Perceived Parental Warmth, Peer Perpetration, and Peer Victimization: Unraveling Within-Child Associations from Between-Child Differences

Prev Sci. 2022 Feb;23(2):295-305. doi: 10.1007/s11121-021-01325-5. Epub 2021 Nov 9.

Abstract

Although perceived parental warmth and "peer victimization and peer perpetration" are believed to be unidirectionally related, researchers have not examined the possibility of bidirectional relations among them, especially with regard to within-child relations. We thus explored the dynamic longitudinal associations among children's perceived parental warmth (maternal warmth and paternal warmth), peer perpetration, and peer victimization at the within-child level. A total of 3720 Chinese children (Mage = 9.95 years at Time 1, 46.1% girls) were investigated on five occasions, every 6 months. Random Intercept Cross-Lagged Panel Models (RI-CLPMs) were applied to estimate the within-child associations among these variables.

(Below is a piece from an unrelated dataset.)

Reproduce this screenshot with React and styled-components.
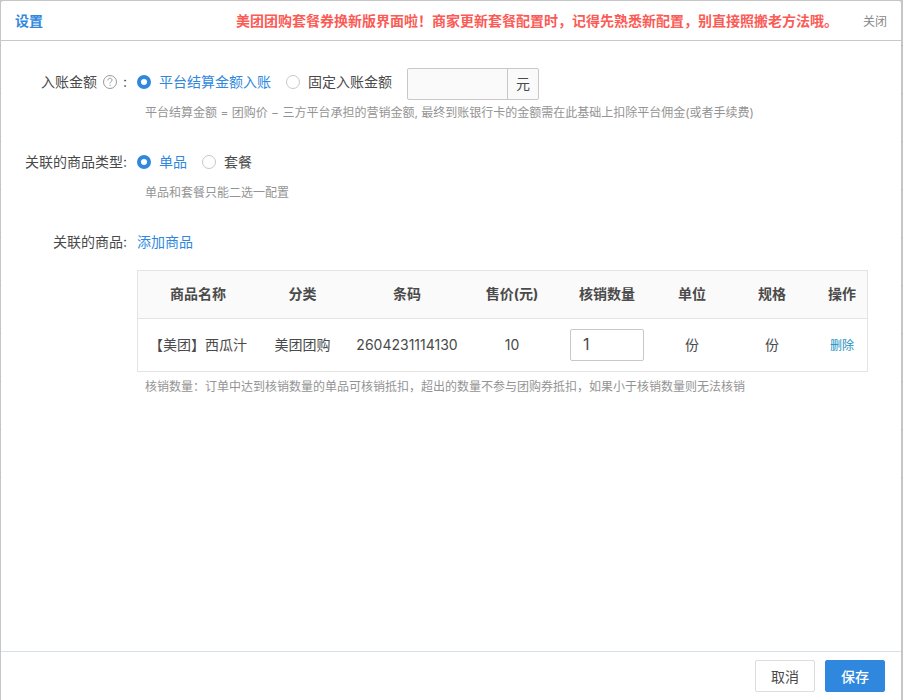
import React, { useState } from 'react';
import styled, { createGlobalStyle } from 'styled-components';

const columns = [
  { title: '商品名称', width: 120 },
  { title: '分类', width: 89 },
  { title: '条码', width: 120 },
  { title: '售价(元)', width: 90 },
  { title: '核销数量', width: 100 },
  { title: '单位', width: 70 },
  { title: '规格', width: 90 },
  { title: '操作', width: 50 },
];

const App = () => {
  const [amountType, setAmountType] = useState('platform');
  const [amount, setAmount] = useState('');
  const [goodsType, setGoodsType] = useState('single');
  const [goods, setGoods] = useState([
    { name: '【美团】西瓜汁', category: '美团团购', code: '2604231114130', price: 10, count: '1', unit: '份', spec: '份' },
  ]);

  const handleCount = (idx, count) => {
    setGoods((prev) => prev.map((item, i) => (i === idx ? { ...item, count } : item)));
  };

  const handleDelete = (idx) => {
    setGoods((prev) => prev.filter((item, i) => i !== idx));
  };

  return (
    <Backdrop>
      <GlobalStyle />
      <Dialog role="dialog" aria-labelledby="title">
        <Header>
          <Title id="title">设置</Title>
          <Notice>美团团购套餐券换新版界面啦！商家更新套餐配置时，记得先熟悉新配置，别直接照搬老方法哦。</Notice>
          <CloseButton type="button">关闭</CloseButton>
        </Header>

        <Body>
          <FormRow role="radiogroup" aria-labelledby="amount-label">
            <RowLabel id="amount-label">
              入账金额
              <HelpIcon viewBox="0 0 14 14" aria-hidden="true">
                <circle cx="7" cy="7" r="6.5" />
                <path d="M5 5.4C5 4 5.8 3.2 7 3.2s2 .8 2 1.9c0 1.5-2 1.7-2 3.3" />
                <path d="M7 9.7v1.2" />
              </HelpIcon>
              :
            </RowLabel>
            <RowContent>
              <Controls>
                <RadioLabel>
                  <Radio name="amount" checked={amountType === 'platform'} onChange={() => setAmountType('platform')} />
                  <span>平台结算金额入账</span>
                </RadioLabel>
                <RadioLabel>
                  <Radio name="amount" checked={amountType === 'fixed'} onChange={() => setAmountType('fixed')} />
                  <span>固定入账金额</span>
                </RadioLabel>
                <InputGroup>
                  <AmountInput
                    aria-label="固定入账金额"
                    value={amount}
                    disabled={amountType !== 'fixed'}
                    onChange={(e) => setAmount(e.target.value)}
                  />
                  <Addon>元</Addon>
                </InputGroup>
              </Controls>
              <Hint>平台结算金额 = 团购价 − 三方平台承担的营销金额, 最终到账银行卡的金额需在此基础上扣除平台佣金(或者手续费)</Hint>
            </RowContent>
          </FormRow>

          <FormRow role="radiogroup" aria-labelledby="type-label">
            <RowLabel id="type-label">关联的商品类型:</RowLabel>
            <RowContent>
              <Controls>
                <RadioLabel>
                  <Radio name="goods" checked={goodsType === 'single'} onChange={() => setGoodsType('single')} />
                  <span>单品</span>
                </RadioLabel>
                <RadioLabel>
                  <Radio name="goods" checked={goodsType === 'combo'} onChange={() => setGoodsType('combo')} />
                  <span>套餐</span>
                </RadioLabel>
              </Controls>
              <Hint>单品和套餐只能二选一配置</Hint>
            </RowContent>
          </FormRow>

          <FormRow>
            <RowLabel>关联的商品:</RowLabel>
            <RowContent>
              <Controls>
                <AddLink href="#add">添加商品</AddLink>
              </Controls>
              <Table>
                <colgroup>
                  {columns.map((col) => <Col key={col.title} $width={col.width} />)}
                </colgroup>
                <thead>
                  <tr>
                    {columns.map((col) => <HeadCell key={col.title}>{col.title}</HeadCell>)}
                  </tr>
                </thead>
                <tbody>
                  {goods.map((item, idx) => (
                    <tr key={item.code}>
                      <Cell>{item.name}</Cell>
                      <Cell>{item.category}</Cell>
                      <Cell>{item.code}</Cell>
                      <Cell>{item.price}</Cell>
                      <Cell>
                        <CountInput
                          aria-label="核销数量"
                          value={item.count}
                          onChange={(e) => handleCount(idx, e.target.value)}
                        />
                      </Cell>
                      <Cell>{item.unit}</Cell>
                      <Cell>{item.spec}</Cell>
                      <Cell>
                        <DeleteButton type="button" onClick={() => handleDelete(idx)}>删除</DeleteButton>
                      </Cell>
                    </tr>
                  ))}
                </tbody>
              </Table>
              <Hint>核销数量：订单中达到核销数量的单品可核销抵扣，超出的数量不参与团购券抵扣，如果小于核销数量则无法核销</Hint>
            </RowContent>
          </FormRow>
        </Body>

        <Footer>
          <Button type="button">取消</Button>
          <Button type="button" $primary>保存</Button>
        </Footer>
      </Dialog>
    </Backdrop>
  );
};

const GlobalStyle = createGlobalStyle`
  * {
    box-sizing: border-box;
  }

  body {
    margin: 0;
    color: #4a4a4a;
    font-family: Inter, "Noto Sans CJK SC", sans-serif;
    font-size: 14px;
    line-height: 20px;
  }

  button, input {
    font-family: inherit;
    color: inherit;
  }
`;

/* the dimmed list behind the dialog shows its row lines at the edges */
const Backdrop = styled.div`
  min-height: 100vh;
  display: flex;
  padding: 1px 2px 0 1px;
  background:
    repeating-linear-gradient(transparent 0 45px, #b8b8b8 45px 46px, transparent 46px 48px) 0 0 / 100% 480px no-repeat,
    #c6c6c6;
`;

const Dialog = styled.div`
  flex: 1;
  min-width: 0;
  display: flex;
  flex-direction: column;
  background: #fff;
  border-radius: 2px 2px 0 0;
`;

const Header = styled.header`
  display: flex;
  align-items: center;
  height: 40px;
  padding: 0 14px;
  border-bottom: 1px solid #c8c8c8;
`;

const Title = styled.h1`
  flex: 1;
  margin: 0;
  font-size: 14px;
  font-weight: 700;
  color: #3088de;
`;

const Notice = styled.strong`
  margin-right: 25px;
  font-weight: 700;
  color: #fb5b56;
`;

const CloseButton = styled.button`
  padding: 0;
  border: 0;
  background: none;
  font-size: 12px;
  color: #888;
  cursor: pointer;
`;

const Body = styled.main`
  flex: 1;
  display: flex;
  flex-direction: column;
  gap: 22px;
  padding: 27px 34px 24px 0;
`;

const FormRow = styled.section`
  display: flex;
  gap: 10px;
`;

const RowLabel = styled.div`
  display: flex;
  flex: none;
  align-items: center;
  justify-content: flex-end;
  gap: 6px;
  width: 126px;
  height: 28px;
  line-height: 28px;
`;

const HelpIcon = styled.svg`
  width: 14px;
  height: 14px;
  fill: none;
  stroke: #999;
  stroke-width: 1;
`;

const RowContent = styled.div`
  flex: 1;
  min-width: 0;
`;

const Controls = styled.div`
  display: flex;
  gap: 15px;
  min-height: 32px;
  line-height: 28px;
`;

const RadioLabel = styled.label`
  display: flex;
  align-items: center;
  gap: 8px;
  height: 28px;
  cursor: pointer;
`;

const Radio = styled.input.attrs({ type: 'radio' })`
  appearance: none;
  width: 14px;
  height: 14px;
  margin: 0;
  border: 1px solid #c8c8c8;
  border-radius: 50%;
  background: #fff;

  &:checked {
    border: 4px solid #3088de;
  }

  &:checked + span {
    color: #3088de;
  }
`;

const InputGroup = styled.div`
  display: flex;
  width: 132px;
  height: 32px;
  border: 1px solid #c8c8c8;
  border-radius: 2px;
  background: #fafafa;
`;

const AmountInput = styled.input`
  flex: 1;
  min-width: 0;
  padding: 0 12px;
  border: 0;
  background: none;
  font-size: 14px;
`;

const Addon = styled.span`
  width: 31px;
  border-left: 1px solid #c8c8c8;
  line-height: 30px;
  text-align: center;
`;

const Hint = styled.p`
  margin: 0;
  padding-left: 8px;
  font-size: 12px;
  line-height: 26px;
  color: #949494;
`;

const AddLink = styled.a`
  color: #3088de;
  text-decoration: none;
`;

const Table = styled.table`
  width: 100%;
  margin: 10px 0 2px;
  border: 1px solid #e4e4e4;
  border-collapse: separate;
  border-spacing: 0;
  table-layout: fixed;
`;

const Col = styled.col`
  width: ${(props) => props.$width}px;
`;

const HeadCell = styled.th`
  height: 48px;
  padding: 0 0 2px;
  border-bottom: 1px solid #e4e4e4;
  background: #fafafa;
  font-weight: 700;
  text-align: center;
`;

const Cell = styled.td`
  height: 52px;
  padding: 0;
  text-align: center;
  white-space: nowrap;
`;

const CountInput = styled.input`
  width: 74px;
  height: 32px;
  padding: 0 12px 2px;
  border: 1px solid #c8c8c8;
  border-radius: 2px;
  font-size: 16px;
  vertical-align: middle;
`;

const DeleteButton = styled.button`
  padding: 0;
  border: 0;
  background: none;
  font-size: 12px;
  color: #2090c0;
  cursor: pointer;
`;

const Footer = styled.footer`
  display: flex;
  justify-content: flex-end;
  gap: 10px;
  padding: 8px 16px;
  border-top: 1px solid #d5e0ea;
`;

const Button = styled.button`
  width: 60px;
  height: 32px;
  padding: 0;
  border: 1px solid ${(props) => (props.$primary ? '#3088de' : '#dcdcdc')};
  border-radius: 2px;
  background: ${(props) => (props.$primary ? '#3088de' : '#fff')};
  color: ${(props) => (props.$primary ? '#fff' : '#4a4a4a')};
  font-size: 14px;
  font-weight: ${(props) => (props.$primary ? 500 : 400)};
  cursor: pointer;
`;

export default App;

The results were: (1) for peer perpetration, peer perpetration inversely predicted subsequent perceived parental warmth, while perceived maternal (but not paternal) warmth inversely predicted subsequent peer perpetration; (2) for peer victimization, perceived maternal and paternal warmth both inversely predicted a child's subsequent peer victimization, and perceived parental warmth and peer victimization bidirectionally predicted each other; and (3) peer perpetration and peer victimization bidirectionally predicted each other. These findings enhance understanding of how perceived parental warmth temporally interrelates with peer perpetration and peer victimization from a positive spillover theory perspective, as well as how peer perpetration temporally interrelates with peer victimization from a negative vicious cycle perspective.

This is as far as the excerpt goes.